The shop is small, but the space is expertly organized. It contains tools from all different eras, combining antiquity and modernity in ways that honor tradition while servicing efficiency, from 3D-printed jigs to a Cambell-Randall sewing machine patented in 1882. And there are, of course, long rows of industry-specific knives and other leather cutting and shaping tools.
“When you have your hands on these tools all day, every day, they each have a weight, a memory, a feel. They are an extension of my hand, my arm, my will,” Ben says. “The saddle connects the horse to the rider; the tools connect me to the saddle.”
As an artist, you absolutely will doubt yourself at every corner.

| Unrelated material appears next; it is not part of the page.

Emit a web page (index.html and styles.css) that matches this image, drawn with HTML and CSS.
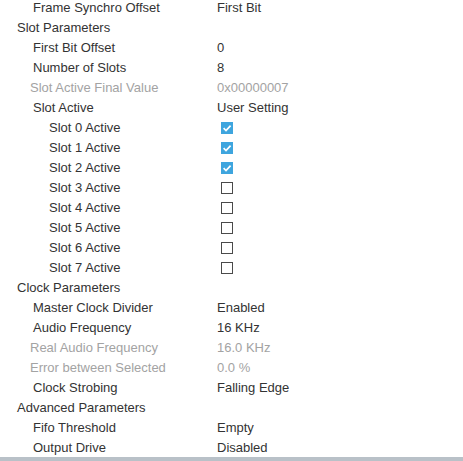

Everything that you ever make, you'll simultaneously be both proud and horrified by. You're proud of what you did, but at the same time, you know where all the bodies are buried.
Ending close to home
It’s not lost on Ben that he took a surprisingly winding road through life only to end up so close to where he started. To look at where he began and where he is now, the dots seem all too obvious to connect. But to examine any point in between — from studying engineering to learning Chinese to serving in the Army — it feels almost impossibly unlikely that he would end up a saddlemaker. Perhaps, though, this is exactly the reason he did.
“Had I started learning to make saddles when I was 14, had I just gone into Dale Harwood's shop and apprenticed and swept floors and followed that path, there would be an entire category of rich experiences I never would have had,” he explains. “There would be perspectives that I didn't get. There would be whole wells of experience I wouldn't have now to draw on to do what I do. And as a craftsperson, going out into the world and collecting those experiences to inform what you're doing, I think, is pretty important.”
And while it may be modesty, he’s quick to acknowledge the role a seemingly insignificant detail can play in changing the course of your life. For all the praise his handcrafted saddles receive today, he says, “my success was predicated on a hastily made dog collar.”